#### Exercise instructions
All of the data that follows should be retyped exactly, please, except the pictures.

#### Given data

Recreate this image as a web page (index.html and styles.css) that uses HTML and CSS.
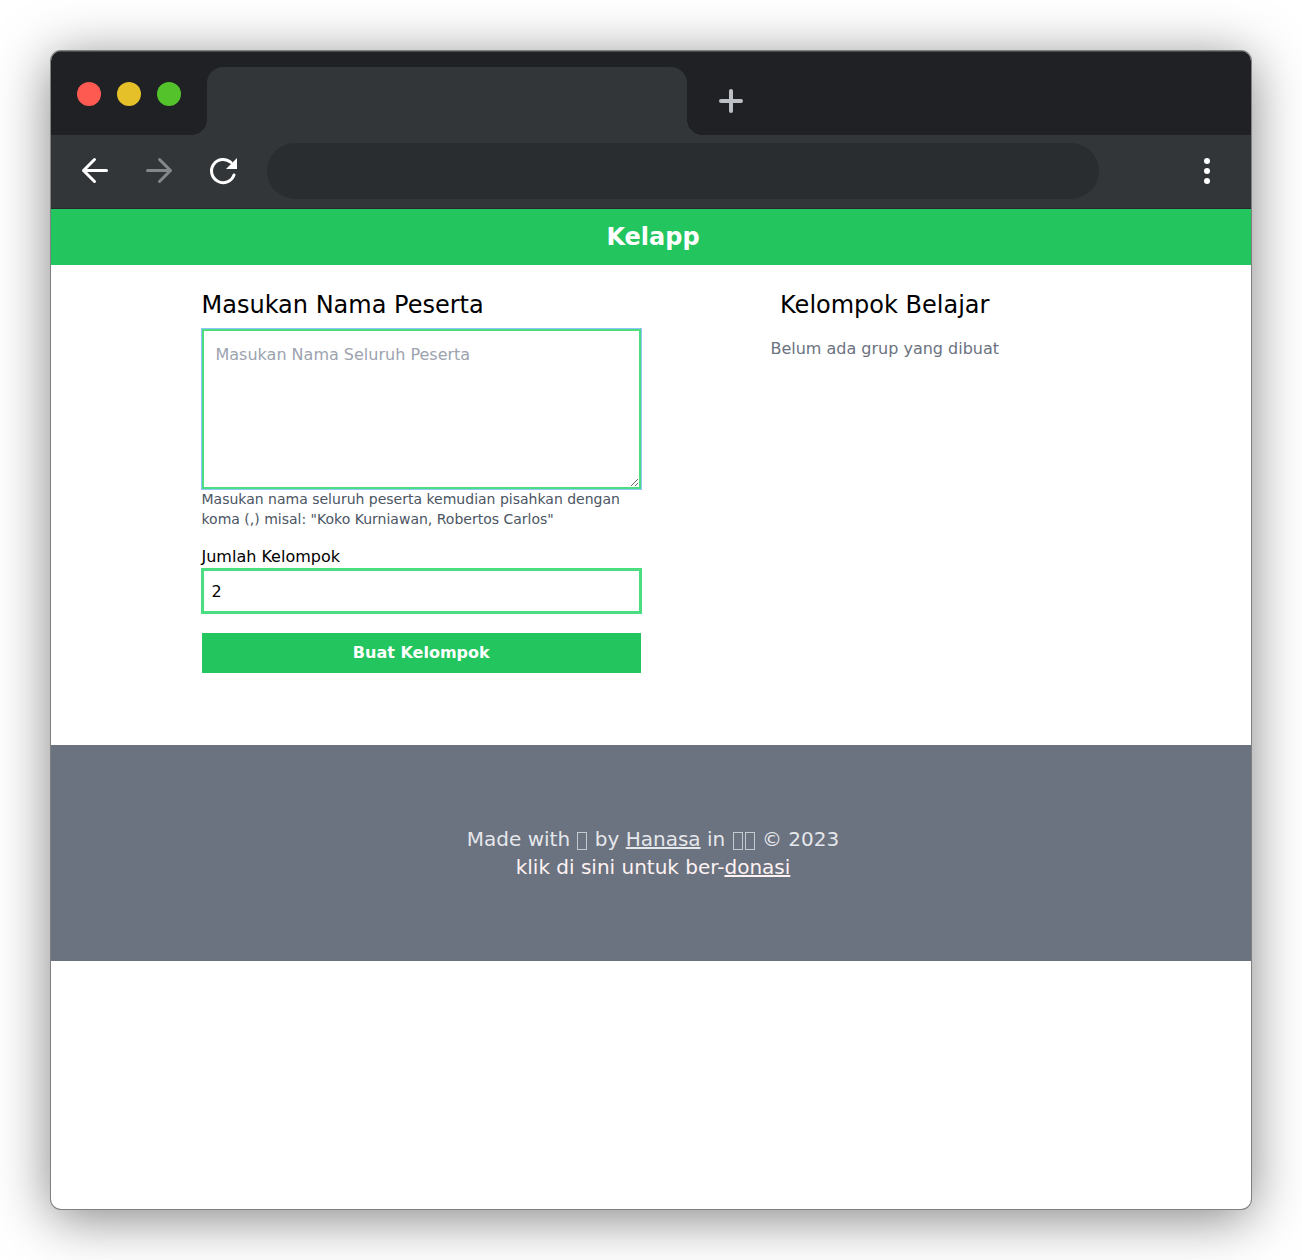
FILE: index.html
```html
<!DOCTYPE html>
<html lang="id">
<head>
<meta charset="utf-8">
<meta name="viewport" content="width=device-width, initial-scale=1">
<title>Kelapp</title>
<link rel="stylesheet" href="styles.css">
</head>
<body>
<div class="window">
  <div class="tabbar">
    <div class="lights">
      <span class="light light-close"></span>
      <span class="light light-min"></span>
      <span class="light light-max"></span>
    </div>
    <div class="tab"></div>
    <button class="icon-btn new-tab" type="button" aria-label="Tab baru">
      <svg width="24" height="24" viewBox="0 0 24 24" fill="none" stroke="#bdc1c6" stroke-width="4" stroke-linecap="round"><path d="M12 2v20M2 12h20"/></svg>
    </button>
  </div>
  <div class="toolbar">
    <button class="icon-btn" type="button" aria-label="Kembali">
      <svg width="32" height="32" viewBox="0 0 32 32" fill="none" stroke="#fff" stroke-width="3" stroke-linecap="round" stroke-linejoin="round"><path d="M27.500 15.500H4.500M15.500 4.500L4.500 15.500L15.500 26.500"/></svg>
    </button>
    <button class="icon-btn" type="button" aria-label="Maju">
      <svg width="32" height="32" viewBox="0 0 32 32" fill="none" stroke="#85888a" stroke-width="3" stroke-linecap="round" stroke-linejoin="round"><path d="M4.500 15.500H27.500M16.500 4.500L27.500 15.500L16.500 26.500"/></svg>
    </button>
    <button class="icon-btn" type="button" aria-label="Muat ulang">
      <svg width="32" height="32" viewBox="0 0 32 32" fill="none"><path d="M27 20A11.600 11.600 0 1 1 24 7.500" stroke="#fff" stroke-width="3" stroke-linecap="round"/><path d="M30 3v11H19z" fill="#fff"/></svg>
    </button>
    <input class="address" type="text" aria-label="Alamat">
    <button class="icon-btn" type="button" aria-label="Menu">
      <svg width="32" height="32" viewBox="0 0 32 32" fill="#fff"><circle cx="16" cy="6" r="3"/><circle cx="16" cy="16" r="3"/><circle cx="16" cy="26" r="3"/></svg>
    </button>
  </div>
  <div class="page">
    <header class="header"><h1>Kelapp</h1></header>
    <main class="main">
      <form class="form">
        <label class="title" for="names">Masukan Nama Peserta</label>
        <textarea class="field names" id="names" placeholder="Masukan Nama Seluruh Peserta"></textarea>
        <p class="hint">Masukan nama seluruh peserta kemudian pisahkan dengan koma (,) misal: "Koko Kurniawan, Robertos Carlos"</p>
        <label class="label" for="count">Jumlah Kelompok</label>
        <input class="field count" id="count" type="number" value="2">
        <button class="submit" type="button">Buat Kelompok</button>
      </form>
      <section class="groups">
        <h2 class="title">Kelompok Belajar</h2>
        <p class="empty">Belum ada grup yang dibuat</p>
      </section>
    </main>
    <footer class="footer">
      <p>Made with <span class="glyph-box"></span> by <a href="#">Hanasa</a> in <span class="glyph-box"></span><span class="glyph-box"></span> © 2023</p>
      <p class="donate">klik di sini untuk ber-<a href="#">donasi</a></p>
    </footer>
  </div>
</div>
</body>
</html>
```
FILE: styles.css
```css
* {
  box-sizing: border-box;
  margin: 0;
}

body {
  min-height: 100vh;
  padding: 51px;
  display: flex;
  background: #fff;
  color: #000;
  font: 16px/24px "DejaVu Sans", sans-serif;
}

input,
textarea,
button {
  font: inherit;
  color: inherit;
}

/* Browser window */
.window {
  flex: 1;
  min-width: 0;
  overflow: hidden;
  border-radius: 10px;
  background: #fff;
  box-shadow: 0 0 0 1px #808080, 0 8px 54px rgba(0, 0, 0, 0.5);
}

.tabbar {
  display: flex;
  height: 84px;
  padding-top: 16px;
  background: #202124;
  box-shadow: inset 0 1px #4a4c4e;
}

.lights {
  display: flex;
  gap: 16px;
  width: 156px;
  padding: 15px 26px;
}

.light {
  width: 24px;
  height: 24px;
  border-radius: 50%;
}

.light-close { background: #ff5a52; }
.light-min { background: #e6c029; }
.light-max { background: #53c22b; }

.tab {
  position: relative;
  width: 40%;
  border-radius: 16px 16px 0 0;
  background: #323639;
}

/* Concave feet joining the tab to the toolbar */
.tab::before,
.tab::after {
  content: "";
  position: absolute;
  bottom: 0;
  width: 16px;
  height: 16px;
}

.tab::before {
  right: 100%;
  background: radial-gradient(circle at 0 0, #202124 16px, #323639 16px);
}

.tab::after {
  left: 100%;
  background: radial-gradient(circle at 100% 0, #202124 16px, #323639 16px);
}

.icon-btn {
  flex: none;
  padding: 0;
  border: 0;
  background: none;
}

.icon-btn svg {
  display: block;
}

.new-tab {
  margin-left: 32px;
}

.toolbar {
  display: flex;
  align-items: center;
  gap: 32px;
  padding: 8px 28px 9px;
  background: #323639;
  border-bottom: 1px solid #27292c;
}

.address {
  flex: 1;
  min-width: 0;
  height: 56px;
  margin: 0 60px 0 -4px;
  padding: 0 28px;
  border: 0;
  border-radius: 28px;
  background: #292d30;
  color: #fff;
}

/* Page */
.page {
  margin-right: -4px;
}

.header {
  padding: 12px;
  background: #22c55e;
  color: #fff;
  text-align: center;
}

.header h1 {
  font-size: 24px;
  line-height: 32px;
}

.main {
  display: grid;
  grid-template-columns: 1fr 1fr;
  gap: 24px;
  width: 75%;
  margin: 0 auto;
  padding: 24px 0 72px;
}

.form {
  display: flex;
  flex-direction: column;
}

.title {
  font-size: 24px;
  font-weight: 400;
  line-height: 32px;
}

.field {
  width: 100%;
  border: 2px solid #4ade80;
  border-radius: 0;
  background: #fff;
  outline: none;
}

.names {
  height: 160px;
  margin-top: 8px;
  padding: 12px;
  box-shadow: 0 0 0 1px #93c5fd;
  resize: vertical;
}

.names::placeholder {
  color: #9ca3af;
}

.hint {
  color: #4b5563;
  font-size: 14px;
  line-height: 20px;
}

.label {
  margin-top: 16px;
}

.count {
  height: 44px;
  padding: 8px;
  box-shadow: 0 0 0 1px #4ade80;
  appearance: textfield;
}

.submit {
  margin-top: 20px;
  padding: 8px;
  border: 0;
  background: #22c55e;
  color: #fff;
  font-weight: 700;
}

.groups {
  text-align: center;
}

.empty {
  margin-top: 16px;
  color: #6b7280;
}

.footer {
  padding: 80px 16px;
  background: #6b7280;
  color: #e5e7eb;
  font-size: 20px;
  line-height: 28px;
  text-align: center;
}

.footer a {
  color: inherit;
}

.glyph-box {
  display: inline-block;
  width: 10px;
  height: 18px;
  margin: 0 1px;
  border: 1px solid #c5c9d0;
  vertical-align: -4px;
}

.donate {
  color: #fef2f2;
}
```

#### Full output
Recreate this image as a web page (index.html and styles.css) that uses HTML and CSS.
FILE: index.html
```html
<!DOCTYPE html>
<html lang="id">
<head>
<meta charset="utf-8">
<meta name="viewport" content="width=device-width, initial-scale=1">
<title>Kelapp</title>
<link rel="stylesheet" href="styles.css">
</head>
<body>
<div class="window">
  <div class="tabbar">
    <div class="lights">
      <span class="light light-close"></span>
      <span class="light light-min"></span>
      <span class="light light-max"></span>
    </div>
    <div class="tab"></div>
    <button class="icon-btn new-tab" type="button" aria-label="Tab baru">
      <svg width="24" height="24" viewBox="0 0 24 24" fill="none" stroke="#bdc1c6" stroke-width="4" stroke-linecap="round"><path d="M12 2v20M2 12h20"/></svg>
    </button>
  </div>
  <div class="toolbar">
    <button class="icon-btn" type="button" aria-label="Kembali">
      <svg width="32" height="32" viewBox="0 0 32 32" fill="none" stroke="#fff" stroke-width="3" stroke-linecap="round" stroke-linejoin="round"><path d="M27.500 15.500H4.500M15.500 4.500L4.500 15.500L15.500 26.500"/></svg>
    </button>
    <button class="icon-btn" type="button" aria-label="Maju">
      <svg width="32" height="32" viewBox="0 0 32 32" fill="none" stroke="#85888a" stroke-width="3" stroke-linecap="round" stroke-linejoin="round"><path d="M4.500 15.500H27.500M16.500 4.500L27.500 15.500L16.500 26.500"/></svg>
    </button>
    <button class="icon-btn" type="button" aria-label="Muat ulang">
      <svg width="32" height="32" viewBox="0 0 32 32" fill="none"><path d="M27 20A11.600 11.600 0 1 1 24 7.500" stroke="#fff" stroke-width="3" stroke-linecap="round"/><path d="M30 3v11H19z" fill="#fff"/></svg>
    </button>
    <input class="address" type="text" aria-label="Alamat">
    <button class="icon-btn" type="button" aria-label="Menu">
      <svg width="32" height="32" viewBox="0 0 32 32" fill="#fff"><circle cx="16" cy="6" r="3"/><circle cx="16" cy="16" r="3"/><circle cx="16" cy="26" r="3"/></svg>
    </button>
  </div>
  <div class="page">
    <header class="header"><h1>Kelapp</h1></header>
    <main class="main">
      <form class="form">
        <label class="title" for="names">Masukan Nama Peserta</label>
        <textarea class="field names" id="names" placeholder="Masukan Nama Seluruh Peserta"></textarea>
        <p class="hint">Masukan nama seluruh peserta kemudian pisahkan dengan koma (,) misal: "Koko Kurniawan, Robertos Carlos"</p>
        <label class="label" for="count">Jumlah Kelompok</label>
        <input class="field count" id="count" type="number" value="2">
        <button class="submit" type="button">Buat Kelompok</button>
      </form>
      <section class="groups">
        <h2 class="title">Kelompok Belajar</h2>
        <p class="empty">Belum ada grup yang dibuat</p>
      </section>
    </main>
    <footer class="footer">
      <p>Made with <span class="glyph-box"></span> by <a href="#">Hanasa</a> in <span class="glyph-box"></span><span class="glyph-box"></span> © 2023</p>
      <p class="donate">klik di sini untuk ber-<a href="#">donasi</a></p>
    </footer>
  </div>
</div>
</body>
</html>
```
FILE: styles.css
```css
* {
  box-sizing: border-box;
  margin: 0;
}

body {
  min-height: 100vh;
  padding: 51px;
  display: flex;
  background: #fff;
  color: #000;
  font: 16px/24px "DejaVu Sans", sans-serif;
}

input,
textarea,
button {
  font: inherit;
  color: inherit;
}

/* Browser window */
.window {
  flex: 1;
  min-width: 0;
  overflow: hidden;
  border-radius: 10px;
  background: #fff;
  box-shadow: 0 0 0 1px #808080, 0 8px 54px rgba(0, 0, 0, 0.5);
}

.tabbar {
  display: flex;
  height: 84px;
  padding-top: 16px;
  background: #202124;
  box-shadow: inset 0 1px #4a4c4e;
}

.lights {
  display: flex;
  gap: 16px;
  width: 156px;
  padding: 15px 26px;
}

.light {
  width: 24px;
  height: 24px;
  border-radius: 50%;
}

.light-close { background: #ff5a52; }
.light-min { background: #e6c029; }
.light-max { background: #53c22b; }

.tab {
  position: relative;
  width: 40%;
  border-radius: 16px 16px 0 0;
  background: #323639;
}

/* Concave feet joining the tab to the toolbar */
.tab::before,
.tab::after {
  content: "";
  position: absolute;
  bottom: 0;
  width: 16px;
  height: 16px;
}

.tab::before {
  right: 100%;
  background: radial-gradient(circle at 0 0, #202124 16px, #323639 16px);
}

.tab::after {
  left: 100%;
  background: radial-gradient(circle at 100% 0, #202124 16px, #323639 16px);
}

.icon-btn {
  flex: none;
  padding: 0;
  border: 0;
  background: none;
}

.icon-btn svg {
  display: block;
}

.new-tab {
  margin-left: 32px;
}

.toolbar {
  display: flex;
  align-items: center;
  gap: 32px;
  padding: 8px 28px 9px;
  background: #323639;
  border-bottom: 1px solid #27292c;
}

.address {
  flex: 1;
  min-width: 0;
  height: 56px;
  margin: 0 60px 0 -4px;
  padding: 0 28px;
  border: 0;
  border-radius: 28px;
  background: #292d30;
  color: #fff;
}

/* Page */
.page {
  margin-right: -4px;
}

.header {
  padding: 12px;
  background: #22c55e;
  color: #fff;
  text-align: center;
}

.header h1 {
  font-size: 24px;
  line-height: 32px;
}

.main {
  display: grid;
  grid-template-columns: 1fr 1fr;
  gap: 24px;
  width: 75%;
  margin: 0 auto;
  padding: 24px 0 72px;
}

.form {
  display: flex;
  flex-direction: column;
}

.title {
  font-size: 24px;
  font-weight: 400;
  line-height: 32px;
}

.field {
  width: 100%;
  border: 2px solid #4ade80;
  border-radius: 0;
  background: #fff;
  outline: none;
}

.names {
  height: 160px;
  margin-top: 8px;
  padding: 12px;
  box-shadow: 0 0 0 1px #93c5fd;
  resize: vertical;
}

.names::placeholder {
  color: #9ca3af;
}

.hint {
  color: #4b5563;
  font-size: 14px;
  line-height: 20px;
}

.label {
  margin-top: 16px;
}

.count {
  height: 44px;
  padding: 8px;
  box-shadow: 0 0 0 1px #4ade80;
  appearance: textfield;
}

.submit {
  margin-top: 20px;
  padding: 8px;
  border: 0;
  background: #22c55e;
  color: #fff;
  font-weight: 700;
}

.groups {
  text-align: center;
}

.empty {
  margin-top: 16px;
  color: #6b7280;
}

.footer {
  padding: 80px 16px;
  background: #6b7280;
  color: #e5e7eb;
  font-size: 20px;
  line-height: 28px;
  text-align: center;
}

.footer a {
  color: inherit;
}

.glyph-box {
  display: inline-block;
  width: 10px;
  height: 18px;
  margin: 0 1px;
  border: 1px solid #c5c9d0;
  vertical-align: -4px;
}

.donate {
  color: #fef2f2;
}
```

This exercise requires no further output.